What you are asked to do: Exactly as written, quote every line that follows, skipping the images.
--- Start ---
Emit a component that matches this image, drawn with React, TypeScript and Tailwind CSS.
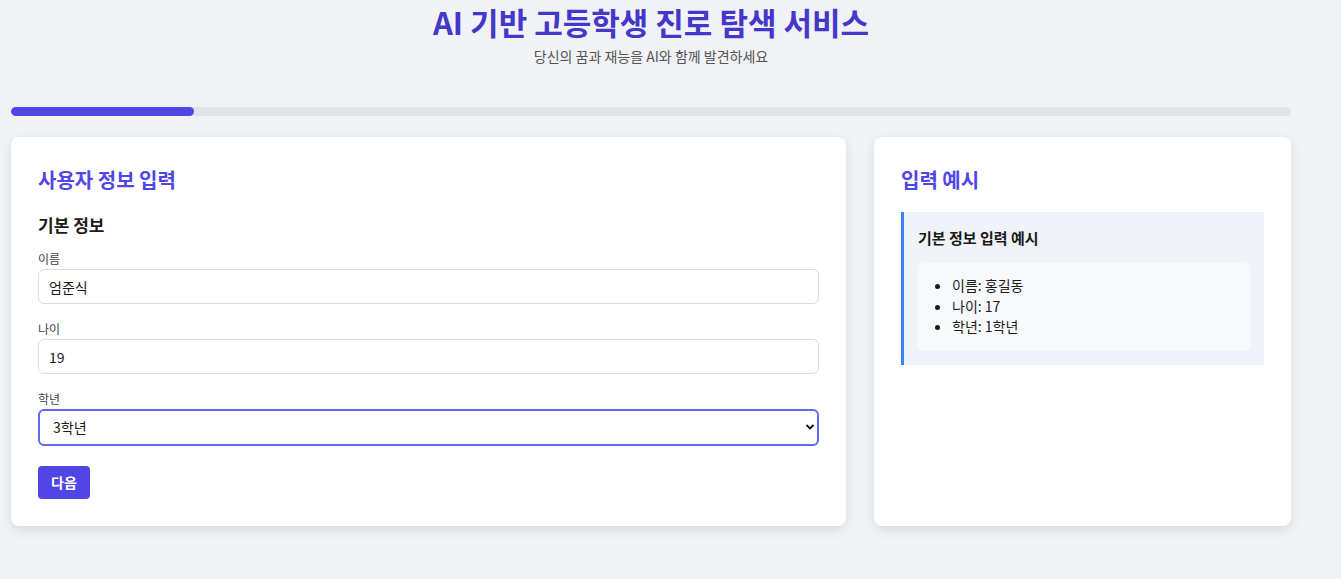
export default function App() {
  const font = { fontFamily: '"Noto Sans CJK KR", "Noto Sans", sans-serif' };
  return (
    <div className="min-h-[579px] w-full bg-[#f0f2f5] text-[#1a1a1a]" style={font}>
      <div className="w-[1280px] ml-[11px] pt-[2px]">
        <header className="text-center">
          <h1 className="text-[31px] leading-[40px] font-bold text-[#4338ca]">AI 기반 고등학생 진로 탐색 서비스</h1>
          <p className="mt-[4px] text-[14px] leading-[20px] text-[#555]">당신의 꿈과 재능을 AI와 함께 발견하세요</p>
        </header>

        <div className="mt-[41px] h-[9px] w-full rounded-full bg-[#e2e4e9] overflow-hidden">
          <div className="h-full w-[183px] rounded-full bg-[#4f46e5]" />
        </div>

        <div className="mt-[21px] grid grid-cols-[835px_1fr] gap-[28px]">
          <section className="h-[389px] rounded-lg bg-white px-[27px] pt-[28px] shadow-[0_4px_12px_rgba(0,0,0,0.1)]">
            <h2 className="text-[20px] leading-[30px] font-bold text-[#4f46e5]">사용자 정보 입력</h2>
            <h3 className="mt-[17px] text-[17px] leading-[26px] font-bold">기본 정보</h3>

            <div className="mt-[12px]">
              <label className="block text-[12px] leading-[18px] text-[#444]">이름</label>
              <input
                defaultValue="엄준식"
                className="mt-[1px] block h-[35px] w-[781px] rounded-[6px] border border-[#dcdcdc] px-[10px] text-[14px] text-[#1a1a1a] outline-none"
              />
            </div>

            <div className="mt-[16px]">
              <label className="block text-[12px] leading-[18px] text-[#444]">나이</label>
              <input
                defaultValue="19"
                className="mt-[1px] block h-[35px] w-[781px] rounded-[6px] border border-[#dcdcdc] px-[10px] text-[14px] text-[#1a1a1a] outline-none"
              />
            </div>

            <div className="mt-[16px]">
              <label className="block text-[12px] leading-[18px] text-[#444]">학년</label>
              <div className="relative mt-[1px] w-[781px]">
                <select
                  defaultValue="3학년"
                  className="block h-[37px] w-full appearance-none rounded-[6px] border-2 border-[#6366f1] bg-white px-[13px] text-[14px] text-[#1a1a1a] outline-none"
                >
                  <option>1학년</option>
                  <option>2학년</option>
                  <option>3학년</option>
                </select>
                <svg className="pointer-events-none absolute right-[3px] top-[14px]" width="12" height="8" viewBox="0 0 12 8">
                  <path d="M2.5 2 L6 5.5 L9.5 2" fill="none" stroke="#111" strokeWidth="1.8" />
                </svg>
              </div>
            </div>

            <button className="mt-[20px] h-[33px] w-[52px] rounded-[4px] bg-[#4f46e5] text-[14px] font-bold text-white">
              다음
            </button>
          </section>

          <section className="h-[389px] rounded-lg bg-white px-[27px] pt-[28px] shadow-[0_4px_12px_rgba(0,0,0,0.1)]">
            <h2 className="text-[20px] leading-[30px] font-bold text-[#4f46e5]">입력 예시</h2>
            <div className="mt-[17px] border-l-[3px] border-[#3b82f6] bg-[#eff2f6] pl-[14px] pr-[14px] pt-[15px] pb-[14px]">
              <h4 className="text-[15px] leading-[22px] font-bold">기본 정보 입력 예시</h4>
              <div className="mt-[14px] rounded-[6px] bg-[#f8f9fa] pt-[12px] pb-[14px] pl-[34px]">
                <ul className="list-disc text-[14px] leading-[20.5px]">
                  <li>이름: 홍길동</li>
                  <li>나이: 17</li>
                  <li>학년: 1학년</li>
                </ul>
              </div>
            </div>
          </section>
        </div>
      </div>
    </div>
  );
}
--- End ---
Exercise output:
Emit a component that matches this image, drawn with React, TypeScript and Tailwind CSS.
export default function App() {
  const font = { fontFamily: '"Noto Sans CJK KR", "Noto Sans", sans-serif' };
  return (
    <div className="min-h-[579px] w-full bg-[#f0f2f5] text-[#1a1a1a]" style={font}>
      <div className="w-[1280px] ml-[11px] pt-[2px]">
        <header className="text-center">
          <h1 className="text-[31px] leading-[40px] font-bold text-[#4338ca]">AI 기반 고등학생 진로 탐색 서비스</h1>
          <p className="mt-[4px] text-[14px] leading-[20px] text-[#555]">당신의 꿈과 재능을 AI와 함께 발견하세요</p>
        </header>

        <div className="mt-[41px] h-[9px] w-full rounded-full bg-[#e2e4e9] overflow-hidden">
          <div className="h-full w-[183px] rounded-full bg-[#4f46e5]" />
        </div>

        <div className="mt-[21px] grid grid-cols-[835px_1fr] gap-[28px]">
          <section className="h-[389px] rounded-lg bg-white px-[27px] pt-[28px] shadow-[0_4px_12px_rgba(0,0,0,0.1)]">
            <h2 className="text-[20px] leading-[30px] font-bold text-[#4f46e5]">사용자 정보 입력</h2>
            <h3 className="mt-[17px] text-[17px] leading-[26px] font-bold">기본 정보</h3>

            <div className="mt-[12px]">
              <label className="block text-[12px] leading-[18px] text-[#444]">이름</label>
              <input
                defaultValue="엄준식"
                className="mt-[1px] block h-[35px] w-[781px] rounded-[6px] border border-[#dcdcdc] px-[10px] text-[14px] text-[#1a1a1a] outline-none"
              />
            </div>

            <div className="mt-[16px]">
              <label className="block text-[12px] leading-[18px] text-[#444]">나이</label>
              <input
                defaultValue="19"
                className="mt-[1px] block h-[35px] w-[781px] rounded-[6px] border border-[#dcdcdc] px-[10px] text-[14px] text-[#1a1a1a] outline-none"
              />
            </div>

            <div className="mt-[16px]">
              <label className="block text-[12px] leading-[18px] text-[#444]">학년</label>
              <div className="relative mt-[1px] w-[781px]">
                <select
                  defaultValue="3학년"
                  className="block h-[37px] w-full appearance-none rounded-[6px] border-2 border-[#6366f1] bg-white px-[13px] text-[14px] text-[#1a1a1a] outline-none"
                >
                  <option>1학년</option>
                  <option>2학년</option>
                  <option>3학년</option>
                </select>
                <svg className="pointer-events-none absolute right-[3px] top-[14px]" width="12" height="8" viewBox="0 0 12 8">
                  <path d="M2.5 2 L6 5.5 L9.5 2" fill="none" stroke="#111" strokeWidth="1.8" />
                </svg>
              </div>
            </div>

            <button className="mt-[20px] h-[33px] w-[52px] rounded-[4px] bg-[#4f46e5] text-[14px] font-bold text-white">
              다음
            </button>
          </section>

          <section className="h-[389px] rounded-lg bg-white px-[27px] pt-[28px] shadow-[0_4px_12px_rgba(0,0,0,0.1)]">
            <h2 className="text-[20px] leading-[30px] font-bold text-[#4f46e5]">입력 예시</h2>
            <div className="mt-[17px] border-l-[3px] border-[#3b82f6] bg-[#eff2f6] pl-[14px] pr-[14px] pt-[15px] pb-[14px]">
              <h4 className="text-[15px] leading-[22px] font-bold">기본 정보 입력 예시</h4>
              <div className="mt-[14px] rounded-[6px] bg-[#f8f9fa] pt-[12px] pb-[14px] pl-[34px]">
                <ul className="list-disc text-[14px] leading-[20.5px]">
                  <li>이름: 홍길동</li>
                  <li>나이: 17</li>
                  <li>학년: 1학년</li>
                </ul>
              </div>
            </div>
          </section>
        </div>
      </div>
    </div>
  );
}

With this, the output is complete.